** BEGIN **

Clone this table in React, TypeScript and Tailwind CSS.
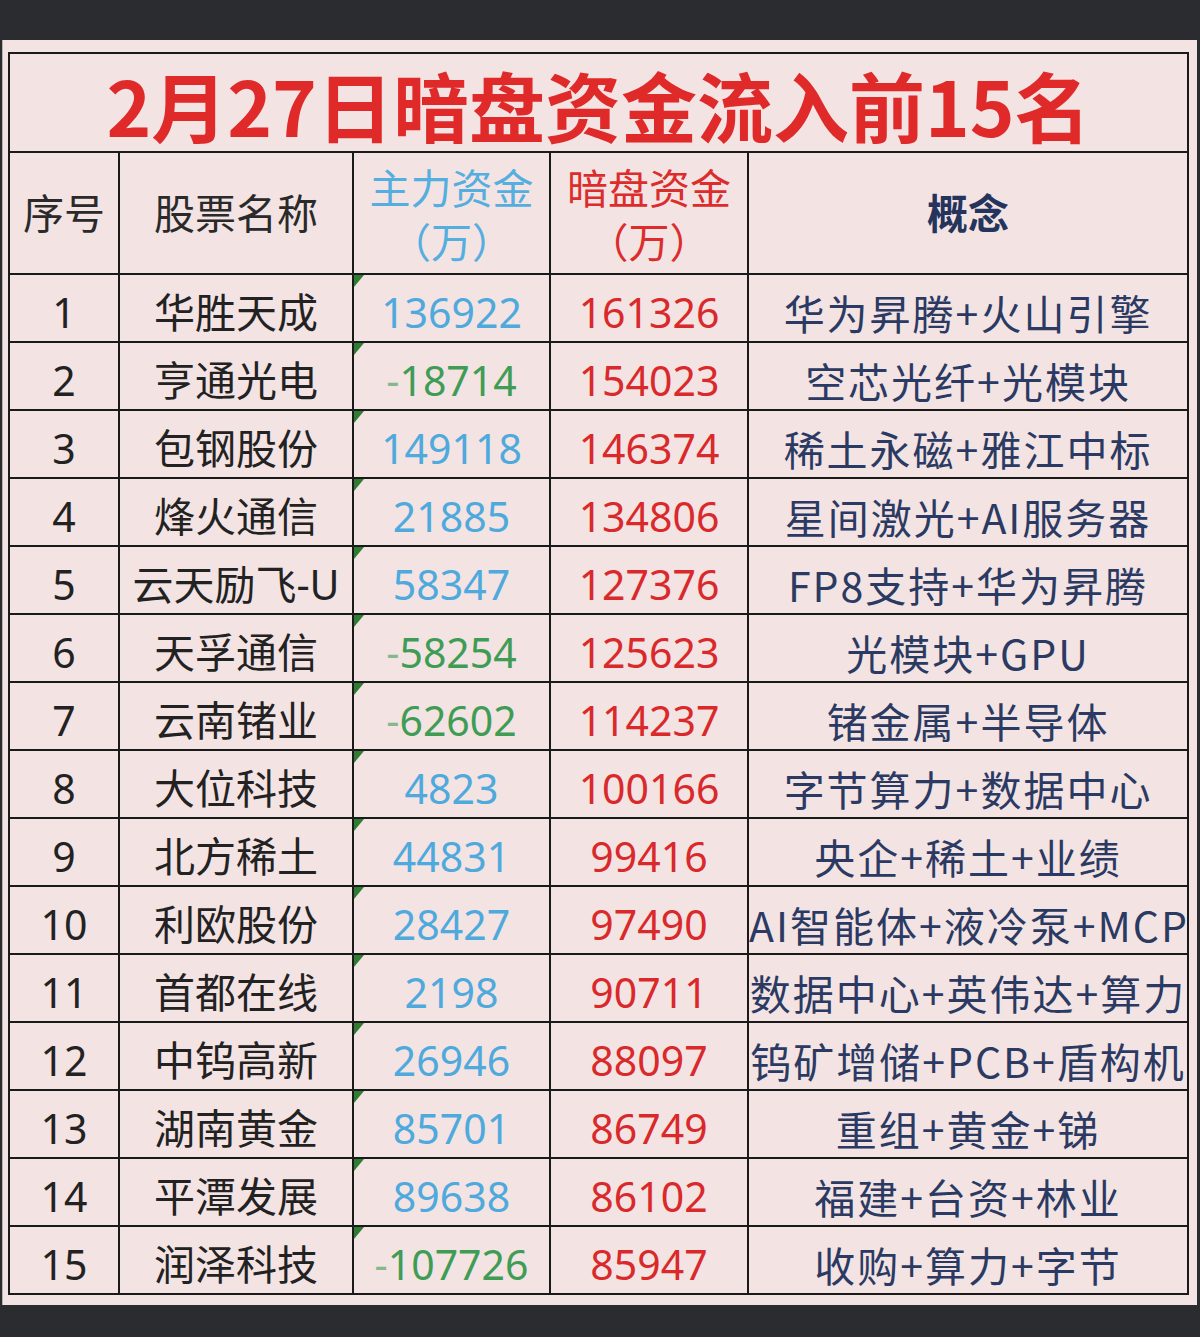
import React from 'react';

interface Row {
  name: string;
  main: number;
  dark: number;
  concept: string;
}

const rows: Row[] = [
  { name: '华胜天成', main: 136922, dark: 161326, concept: '华为昇腾+火山引擎' },
  { name: '亨通光电', main: -18714, dark: 154023, concept: '空芯光纤+光模块' },
  { name: '包钢股份', main: 149118, dark: 146374, concept: '稀土永磁+雅江中标' },
  { name: '烽火通信', main: 21885, dark: 134806, concept: '星间激光+AI服务器' },
  { name: '云天励飞-U', main: 58347, dark: 127376, concept: 'FP8支持+华为昇腾' },
  { name: '天孚通信', main: -58254, dark: 125623, concept: '光模块+GPU' },
  { name: '云南锗业', main: -62602, dark: 114237, concept: '锗金属+半导体' },
  { name: '大位科技', main: 4823, dark: 100166, concept: '字节算力+数据中心' },
  { name: '北方稀土', main: 44831, dark: 99416, concept: '央企+稀土+业绩' },
  { name: '利欧股份', main: 28427, dark: 97490, concept: 'AI智能体+液冷泵+MCP' },
  { name: '首都在线', main: 2198, dark: 90711, concept: '数据中心+英伟达+算力' },
  { name: '中钨高新', main: 26946, dark: 88097, concept: '钨矿增储+PCB+盾构机' },
  { name: '湖南黄金', main: 85701, dark: 86749, concept: '重组+黄金+锑' },
  { name: '平潭发展', main: 89638, dark: 86102, concept: '福建+台资+林业' },
  { name: '润泽科技', main: -107726, dark: 85947, concept: '收购+算力+字节' },
];

// little green "number stored as text" marker in the cell corner
function Flag() {
  return (
    <svg className="absolute left-0 top-0" width="10" height="12" viewBox="0 0 10 12">
      <polygon points="0,0 10,0 0,12" fill="#2f7d32" />
    </svg>
  );
}

export default function App() {
  return (
    <div
      className="w-[1200px] h-[1337px] bg-[#2a2c30] pt-[40px] pl-[2px] pr-[3px]"
      style={{ fontFamily: '"Noto Sans", "Noto Sans CJK SC", sans-serif' }}
    >
      <div className="h-[1265px] bg-[#f3e3e3] border-l border-[#b8b0b0] pt-[12px] pl-[5px] pr-[10px]">
        <table className="border-collapse table-fixed w-[1179px] border-2 border-[#1a1a1a]">
          <colgroup>
            <col className="w-[110px]" />
            <col className="w-[234px]" />
            <col className="w-[197px]" />
            <col className="w-[198px]" />
            <col className="w-[440px]" />
          </colgroup>
          <thead>
            <tr className="h-[99px]">
              <th
                colSpan={5}
                className="border-2 border-[#1a1a1a] pt-[2px] text-center text-[76px] font-bold text-[#e02a2a] leading-none"
                style={{ fontFamily: '"Noto Sans CJK SC", sans-serif' }}
              >
                2月27日暗盘资金流入前15名
              </th>
            </tr>
            <tr className="h-[122px] text-[41px] font-normal leading-[54px]">
              <th className="border-2 border-[#1a1a1a] font-normal text-[#2a2a2a]">序号</th>
              <th className="border-2 border-[#1a1a1a] font-normal text-[#2a2a2a]">股票名称</th>
              <th className="border-2 border-[#1a1a1a] pt-[4px] font-normal text-[#55aee0]">
                <div>主力资金</div>
                <div>（万）</div>
              </th>
              <th className="border-2 border-[#1a1a1a] pt-[4px] font-normal text-[#dc2d2d]">
                <div>暗盘资金</div>
                <div>（万）</div>
              </th>
              <th className="border-2 border-[#1a1a1a] font-bold text-[#25345c]">概念</th>
            </tr>
          </thead>
          <tbody>
            {rows.map((row, i) => (
              <tr key={i} className="h-[68px] text-[41px] leading-none">
                <td className="border-2 border-[#1a1a1a] pt-[8px] text-center text-[#222]">{i + 1}</td>
                <td className="border-2 border-[#1a1a1a] pt-[8px] text-center text-[#222] whitespace-nowrap">
                  {row.name}
                </td>
                <td
                  className={
                    'relative border-2 border-[#1a1a1a] pt-[8px] text-center whitespace-nowrap ' +
                    (row.main < 0 ? 'text-[#3f9c55]' : 'text-[#4ea9dd]')
                  }
                >
                  <Flag />
                  {row.main < 0 ? (
                    <>
                      <span className="opacity-60">-</span>
                      {Math.abs(row.main)}
                    </>
                  ) : (
                    row.main
                  )}
                </td>
                <td className="border-2 border-[#1a1a1a] pt-[8px] text-center text-[#d9292b]">{row.dark}</td>
                <td
                  className="border-2 border-[#1a1a1a] pt-[8px] text-center text-[#2b3a62] whitespace-nowrap tracking-[2px]"
                  style={{ fontFamily: '"Noto Sans CJK SC", sans-serif' }}
                >
                  {row.concept}
                </td>
              </tr>
            ))}
          </tbody>
        </table>
      </div>
    </div>
  );
}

** END **

*PROBLEM STATEMENT*
Pictures are to be left out; repeat all the remaining data exactly.

*FINISHED EXERCISE*
Clone this table in React, TypeScript and Tailwind CSS.
import React from 'react';

interface Row {
  name: string;
  main: number;
  dark: number;
  concept: string;
}

const rows: Row[] = [
  { name: '华胜天成', main: 136922, dark: 161326, concept: '华为昇腾+火山引擎' },
  { name: '亨通光电', main: -18714, dark: 154023, concept: '空芯光纤+光模块' },
  { name: '包钢股份', main: 149118, dark: 146374, concept: '稀土永磁+雅江中标' },
  { name: '烽火通信', main: 21885, dark: 134806, concept: '星间激光+AI服务器' },
  { name: '云天励飞-U', main: 58347, dark: 127376, concept: 'FP8支持+华为昇腾' },
  { name: '天孚通信', main: -58254, dark: 125623, concept: '光模块+GPU' },
  { name: '云南锗业', main: -62602, dark: 114237, concept: '锗金属+半导体' },
  { name: '大位科技', main: 4823, dark: 100166, concept: '字节算力+数据中心' },
  { name: '北方稀土', main: 44831, dark: 99416, concept: '央企+稀土+业绩' },
  { name: '利欧股份', main: 28427, dark: 97490, concept: 'AI智能体+液冷泵+MCP' },
  { name: '首都在线', main: 2198, dark: 90711, concept: '数据中心+英伟达+算力' },
  { name: '中钨高新', main: 26946, dark: 88097, concept: '钨矿增储+PCB+盾构机' },
  { name: '湖南黄金', main: 85701, dark: 86749, concept: '重组+黄金+锑' },
  { name: '平潭发展', main: 89638, dark: 86102, concept: '福建+台资+林业' },
  { name: '润泽科技', main: -107726, dark: 85947, concept: '收购+算力+字节' },
];

// little green "number stored as text" marker in the cell corner
function Flag() {
  return (
    <svg className="absolute left-0 top-0" width="10" height="12" viewBox="0 0 10 12">
      <polygon points="0,0 10,0 0,12" fill="#2f7d32" />
    </svg>
  );
}

export default function App() {
  return (
    <div
      className="w-[1200px] h-[1337px] bg-[#2a2c30] pt-[40px] pl-[2px] pr-[3px]"
      style={{ fontFamily: '"Noto Sans", "Noto Sans CJK SC", sans-serif' }}
    >
      <div className="h-[1265px] bg-[#f3e3e3] border-l border-[#b8b0b0] pt-[12px] pl-[5px] pr-[10px]">
        <table className="border-collapse table-fixed w-[1179px] border-2 border-[#1a1a1a]">
          <colgroup>
            <col className="w-[110px]" />
            <col className="w-[234px]" />
            <col className="w-[197px]" />
            <col className="w-[198px]" />
            <col className="w-[440px]" />
          </colgroup>
          <thead>
            <tr className="h-[99px]">
              <th
                colSpan={5}
                className="border-2 border-[#1a1a1a] pt-[2px] text-center text-[76px] font-bold text-[#e02a2a] leading-none"
                style={{ fontFamily: '"Noto Sans CJK SC", sans-serif' }}
              >
                2月27日暗盘资金流入前15名
              </th>
            </tr>
            <tr className="h-[122px] text-[41px] font-normal leading-[54px]">
              <th className="border-2 border-[#1a1a1a] font-normal text-[#2a2a2a]">序号</th>
              <th className="border-2 border-[#1a1a1a] font-normal text-[#2a2a2a]">股票名称</th>
              <th className="border-2 border-[#1a1a1a] pt-[4px] font-normal text-[#55aee0]">
                <div>主力资金</div>
                <div>（万）</div>
              </th>
              <th className="border-2 border-[#1a1a1a] pt-[4px] font-normal text-[#dc2d2d]">
                <div>暗盘资金</div>
                <div>（万）</div>
              </th>
              <th className="border-2 border-[#1a1a1a] font-bold text-[#25345c]">概念</th>
            </tr>
          </thead>
          <tbody>
            {rows.map((row, i) => (
              <tr key={i} className="h-[68px] text-[41px] leading-none">
                <td className="border-2 border-[#1a1a1a] pt-[8px] text-center text-[#222]">{i + 1}</td>
                <td className="border-2 border-[#1a1a1a] pt-[8px] text-center text-[#222] whitespace-nowrap">
                  {row.name}
                </td>
                <td
                  className={
                    'relative border-2 border-[#1a1a1a] pt-[8px] text-center whitespace-nowrap ' +
                    (row.main < 0 ? 'text-[#3f9c55]' : 'text-[#4ea9dd]')
                  }
                >
                  <Flag />
                  {row.main < 0 ? (
                    <>
                      <span className="opacity-60">-</span>
                      {Math.abs(row.main)}
                    </>
                  ) : (
                    row.main
                  )}
                </td>
                <td className="border-2 border-[#1a1a1a] pt-[8px] text-center text-[#d9292b]">{row.dark}</td>
                <td
                  className="border-2 border-[#1a1a1a] pt-[8px] text-center text-[#2b3a62] whitespace-nowrap tracking-[2px]"
                  style={{ fontFamily: '"Noto Sans CJK SC", sans-serif' }}
                >
                  {row.concept}
                </td>
              </tr>
            ))}
          </tbody>
        </table>
      </div>
    </div>
  );
}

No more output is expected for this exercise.